Mientras tanto, y no solo por mera curiosidad, sino como un elemento importante de donde partir, para poder reclamar que de una vez por todas se encaren con la responsabilidad que corresponde los recortes en los gastos públicos, indispensables no solo para enfrentar la crisis que se vive sino para encarrilar definitivamente esos gastos en el marco de la austeridad republicana, se hace necesario contar con otros datos.

Como es el caso del “costo funcional” de cada concejal de las municipalidades provinciales y, como en el caso de los legisladores, cuál es su gasto anual global.

Y que no se nos diga que el resultado dará cuenta de un porcentaje en el monto total de las erogaciones gubernamentales que cabe considerar irrelevante por cuanto -aún en el caso que así sea y sin olvidar aquello de que “todo suma”- se debe seguir “podando”, tanto en ese ámbito como en lo que hace a la totalidad de las áreas del Estado.

Es por eso que se debe dar el reclamo permanente por parte de la opinión pública a los efectos de que la presión se haga tan fuerte, que se muestre como más que suficiente para vencer la resistencia de quienes integran esos poderes del Estado y los órganos municipales a que se ha hecho referencia.

Ello significa también que los jueces renuncien a ciertos privilegios -que más allá de lo que se diga y de las sentencias que así lo han declarado- no significan un ataque a la “intangibilidad” de sus remuneraciones, y como consecuencia de ello a la independencia, muchas veces tan solo aparente, de nuestros magistrados. Es decir que los jueces sean tratados, frente a leyes gravosas “de carácter general”, es decir leyes que nos alcanzan a todos, y en consecuencia no están redactadas con el objetivo de vejarlos, sino que deben aplicárseles como a cualquier hijo de vecino.

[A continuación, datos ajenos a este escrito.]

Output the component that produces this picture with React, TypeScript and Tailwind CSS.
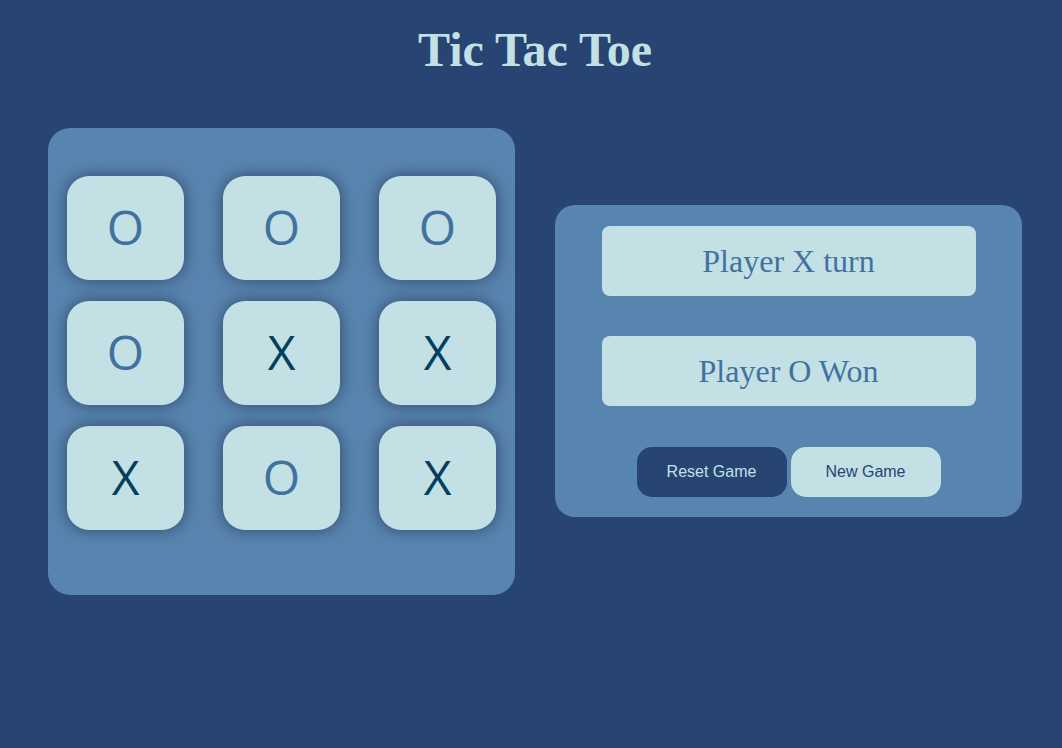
const board = ["O", "O", "O", "O", "X", "X", "X", "O", "X"];

function Cell({ value }: { value: string }) {
  return (
    <div className="flex h-[104px] w-[117px] items-center justify-center rounded-[22px] bg-[#c3e0e5] shadow-[0_0_16px_rgba(20,30,60,0.6)]">
      <span
        className={`-mt-[3px] font-['Open_Sans',sans-serif] text-[48px] font-normal leading-none ${
          value === "X" ? "text-[#053f5e]" : "text-[#41729f]"
        }`}
      >
        {value}
      </span>
    </div>
  );
}

export default function App() {
  return (
    <div className="min-h-[748px] w-full bg-[#274472]">
      <h1 className="pt-[22px] pl-[8px] text-center font-['Liberation_Serif',serif] text-[48px] font-bold leading-[56px] text-[#c3e0e5]">
        Tic Tac Toe
      </h1>

      <div className="mt-[50px] flex items-center gap-[40px] pl-[48px]">
        <div className="grid h-[467px] w-[467px] grid-cols-3 content-start gap-x-[39px] gap-y-[21px] rounded-[22px] bg-[#5885af] px-[19px] pt-[48px]">
          {board.map((v, i) => (
            <Cell key={i} value={v} />
          ))}
        </div>

        <div className="-mt-[2px] flex w-[467px] flex-col items-center rounded-[20px] bg-[#5885af] pt-[21px] pb-[20px]">
          <div className="flex h-[70px] w-[374px] items-center justify-center rounded-[8px] bg-[#c3e0e5] font-['Liberation_Serif',serif] text-[32px] text-[#41729f]">
            Player X turn
          </div>
          <div className="mt-[40px] flex h-[70px] w-[374px] items-center justify-center rounded-[8px] bg-[#c3e0e5] font-['Liberation_Serif',serif] text-[32px] text-[#41729f]">
            Player O Won
          </div>
          <div className="mt-[41px] flex gap-[4px]">
            <button className="h-[50px] w-[150px] rounded-[15px] bg-[#274472] font-['Liberation_Sans',sans-serif] text-[16px] text-[#c3e0e5]">
              Reset Game
            </button>
            <button className="h-[50px] w-[150px] rounded-[15px] bg-[#c3e0e5] font-['Liberation_Sans',sans-serif] text-[16px] text-[#274472]">
              New Game
            </button>
          </div>
        </div>
      </div>
    </div>
  );
}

Lo que significa que ellos también deberían ser alcanzados por el impuesto a las ganancias y otros similares que todos padecemos; que se les deben aplicar las mismas normas previsionales que a todos los que se jubilan, y que deben acabarse las ferias judiciales de enero y julio, aunque en este caso es muy posible que esa modificación molestaría, más que a los magistrados a los abogados litigantes, a quienes de esa manera se los vendría a sumar a esa indispensable labor de poner la casa en orden, para que esta vez lo sea en serio.

Y precisamente por ello es que hay que cuidar que en el caso de las administraciones públicas a todos sus niveles -es decir, todas aquellas que dependen de los respectivos poderes o departamentos ejecutivos- se proceda de la misma manera.

Es que en caso de estos últimos, existe la sospecha, la que debe aclararse ya que no está fehacientemente comprobada, de que es más fácil “hacer trampas”, porque si los otros poderes del Estado son laberínticos y opacos en materia de gastos, lo es en mayor medida la rama administrativa dependiente de los poderes ejecutivos más arriba mencionados.

Se hacen así presentes en las administraciones nacionales, provinciales y municipales una miríada de asesores, los que en gran cantidad no hacen otra cosa que tener la posibilidad de poder utilizar una tarjeta con su nombre y cargo, cobrar un sueldo y entretenerse en amables tertulias, si es que ocasionalmente pasan por sus despachos.

Como también habría que acabar con la corruptela de nombrar como embajadores a quienes no lo sean de carrera y reducir el número de directores en las empresas públicas y organismos descentralizados a lo estrictamente indispensable, ya que esos destinos de otra manera se convierten en verdaderas canonjías.

O sea que habría que utilizar al máximo la imaginación para normalizar todas las estructuras estatales y ser mezquinos a la hora de pagar viáticos y pasajes para traslado en cualquier tipo de medios de transporte de funcionarios y empleados. Sin que ello signifique que, además, no exista una infinidad de cosas que deben corregirse, para contar con un aparato estatal con un tamaño adecuado y no solo eficaz y eficiente, en el que a la vez se haya corregido todo despilfarro.

La cuestión -o mejor dicho, el problema- gira en torno a la pregunta de si estamos en realidad dispuestos a hacerlo, más allá de las declamaciones incesantemente reiteradas. Las que se han hecho mientras se seguía, en el mejor de los casos, “haciendo la plancha”; la otra figura más realista es la que alude al agregado de nuevas “capas”, no precisamente geológicas, a las existentes ya que no hay nada más difícil de desarmar que las denominadas “quintitas” que se forman dentro de las burocracias.

Que es lo mismo que volver a advertir lo que señalábamos en el encabezamiento: a la hora de reducir el gasto público, nadie quiere bajarse del caballo.